The issue with iron was, that it required very high heat to melt – around 1500 °C. Since people in Europe could not produce such high temperatures yet, instead of actually smelting iron, they created a very specific, flaky or spongy form of iron that was very pure – less than 0,1 % carbon. That’s quite a big deal, as pure iron is fairly weak, compared to steel. To fix this, they had to carbonize the iron – usually made by repeatedly heating the iron in charcoal furnaces to increase the carbon level to around 1 %.

In China, they had a different problem. They could create temperatures sufficient to melt iron using their “dragon furnaces” (massive structures built into the sides of the hills, using the wind to reach temperatures over 1500 °C), but they were not producing pure iron, nor steel – they were making cast iron – iron with high concentrations of carbon (3 – 5 %). The cast-iron is very hard, but also fragile. So they had to do the opposite of what Europeans did – they had to remove carbon. They did so by melting the cast iron and then blowing air through the liquid metal to react with the carbon, creating carbon dioxide and carbon monoxide.

TLDR: Making iron was significantly harder because of temperature requirements and specific production, whereas creating bronze was a question of mixing two already known metals in the age when alloys were already being discovered.

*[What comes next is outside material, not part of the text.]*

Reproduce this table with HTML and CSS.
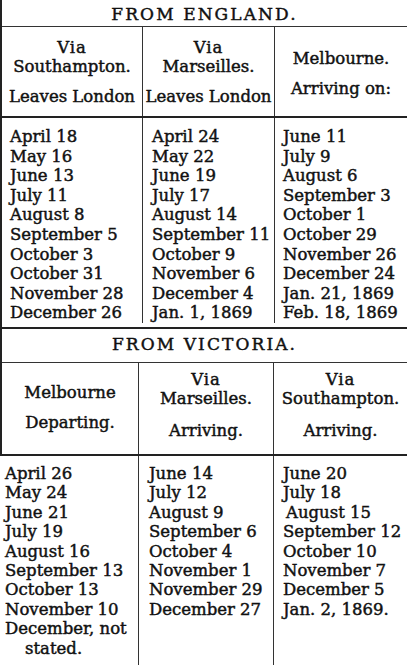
FILE: index.html
```html
<!DOCTYPE html>
<html lang="en">
<head>
<meta charset="utf-8">
<title>Mail timetable 1868</title>
<link rel="stylesheet" href="styles.css">
</head>
<body>
<div class="sheet">
  <div class="upper">
    <div class="title title-top">FROM ENGLAND.</div>
    <div class="grid g1 head head1">
      <div class="hcell">
        <div class="ln via">Via</div>
        <div class="ln">Southampton.</div>
        <div class="gap"></div>
        <div class="ln">Leaves London</div>
      </div>
      <div class="hcell div">
        <div class="ln via">Via</div>
        <div class="ln">Marseilles.</div>
        <div class="gap"></div>
        <div class="ln">Leaves London</div>
      </div>
      <div class="hcell div shift">
        <div class="ln">Melbourne.</div>
        <div class="gap"></div>
        <div class="ln">Arriving on:</div>
      </div>
    </div>
    <div class="grid g1 body1">
      <div class="col c1">
        <div>April 18</div>
        <div>May 16</div>
        <div>June 13</div>
        <div>July 11</div>
        <div>August 8</div>
        <div>September 5</div>
        <div>October 3</div>
        <div>October 31</div>
        <div>November 28</div>
        <div>December 26</div>
      </div>
      <div class="col c2 div">
        <div>April 24</div>
        <div>May 22</div>
        <div>June 19</div>
        <div>July 17</div>
        <div>August 14</div>
        <div>September 11</div>
        <div>October 9</div>
        <div>November 6</div>
        <div>December 4</div>
        <div>Jan. 1, 1869</div>
      </div>
      <div class="col c3 div">
        <div>June 11</div>
        <div>July 9</div>
        <div>August 6</div>
        <div>September 3</div>
        <div>October 1</div>
        <div>October 29</div>
        <div>November 26</div>
        <div>December 24</div>
        <div>Jan. 21, 1869</div>
        <div>Feb. 18, 1869</div>
      </div>
    </div>
    <div class="title title-second">FROM VICTORIA.</div>
    <div class="grid g2 head head2">
      <div class="hcell lift">
        <div class="ln">Melbourne</div>
        <div class="gap"></div>
        <div class="ln">Departing.</div>
      </div>
      <div class="hcell div lift2">
        <div class="ln via">Via</div>
        <div class="ln">Marseilles.</div>
        <div class="gap gap2"></div>
        <div class="ln">Arriving.</div>
      </div>
      <div class="hcell div lift2">
        <div class="ln via">Via</div>
        <div class="ln">Southampton.</div>
        <div class="gap gap2"></div>
        <div class="ln">Arriving.</div>
      </div>
    </div>
  </div>
  <div class="grid g3 body2">
    <div class="col d1">
      <div>April 26</div>
      <div>May 24</div>
      <div>June 21</div>
      <div>July 19</div>
      <div>August 16</div>
      <div>September 13</div>
      <div>October 13</div>
      <div>November 10</div>
      <div>December, not</div>
      <div class="hang">stated.</div>
    </div>
    <div class="col d2 div">
      <div>June 14</div>
      <div>July 12</div>
      <div>August 9</div>
      <div>September 6</div>
      <div>October 4</div>
      <div>November 1</div>
      <div>November 29</div>
      <div>December 27</div>
    </div>
    <div class="col d3 div">
      <div>June 20</div>
      <div>July 18</div>
      <div class="nudge">August 15</div>
      <div>September 12</div>
      <div>October 10</div>
      <div>November 7</div>
      <div>December 5</div>
      <div>Jan. 2, 1869.</div>
    </div>
  </div>
</div>
</body>
</html>
```

FILE: styles.css
```css
* {
  box-sizing: border-box;
}

html,
body {
  margin: 0;
  padding: 0;
  background: #ffffff;
}

body {
  font-family: "DejaVu Serif", "Liberation Serif", serif;
  font-size: 16.5px;
  color: #111111;
  -webkit-text-stroke: 0.45px #111111;
}

.sheet {
  width: 407px;
  height: 666px;
  overflow: hidden;
}

.upper {
  border-left: 2px solid #222;
}

.title {
  text-align: center;
  font-size: 17px;
  line-height: 20px;
  letter-spacing: 2.1px;
}

.title-top {
  padding: 4px 0 2px;
  border-bottom: 1.5px solid #333;
}

.title-second {
  padding: 5px 0 8px;
  border-top: 2px solid #222;
  border-bottom: 1.5px solid #333;
}

.grid {
  display: grid;
}

.g1 {
  grid-template-columns: 140px 132px 1fr;
}

.g2 {
  grid-template-columns: 136px 135px 1fr;
}

.g3 {
  grid-template-columns: 138px 135px 1fr;
}

.div {
  border-left: 1px solid #333;
}

.head1 {
  height: 89px;
}

.head2 {
  height: 91px;
}

.hcell {
  display: flex;
  flex-direction: column;
  justify-content: center;
  align-items: center;
  text-align: center;
  line-height: 19px;
  white-space: nowrap;
}

.via {
  letter-spacing: 1px;
}

.gap {
  height: 11px;
}

.gap2 {
  height: 13px;
}

.shift {
  padding-top: 4px;
}

.lift {
  padding-bottom: 2px;
}

.lift2 {
  padding-bottom: 6px;
}

.body1 {
  border-top: 2px solid #222;
  padding-bottom: 4px;
}

.body1 .col {
  padding-top: 9px;
  line-height: 19.6px;
  white-space: nowrap;
}

.c1 {
  padding-left: 8px;
}

.c2 {
  padding-left: 9px;
}

.c3 {
  padding-left: 8px;
}

.body2 {
  border-top: 2px solid #222;
  height: 211px;
}

.body2 .col {
  padding-top: 8px;
  line-height: 19.4px;
  white-space: nowrap;
}

.d1 {
  padding-left: 5px;
}

.d2 {
  padding-left: 10px;
}

.d3 {
  padding-left: 9px;
}

.hang {
  padding-left: 20px;
}

.nudge {
  padding-left: 3px;
}
```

PS: Sorry for possibly confusing English, not my first language.

Anonymous 0 Comments

Bronze has lowest minimum defense level required to equip. The order goes: Bronze, Iron, Steel, Mithril, Adamant, and Rune.

Anonymous 0 Comments

Copper was the first metal really used.

It could be cold-hammered into shape, or heated or melted. And it melts at a significantly lower temperature than iron. This is great when you have wood only to heat it.

Some naturally occuring deposits of copper contained other materials which resulted in basically naturally occuring bronze. Tin and arsenic both were naturally found with copper, and both when added to copper creates bronze. Generally surface copper had few of these impurities and the deeper copper had more.

So for quite some time the bronze found was ‘accidental’ bronze.

Surface copper tended to be more pure, and deeper in the ground copper had other metals – and often these other metals were found separate from the copper in the same vicinity.

A little bit of experimenting and early metalworkers discovered if you put a bit of this other component often found in close proximity to copper, you get something even better.

Anonymous 0 Comments

OP said ELI5. Have you played RuneScape before? Iron is always after bronze. And it’s definitely harder to work with than iron. You sometimes lose the iron ores in the smelting process.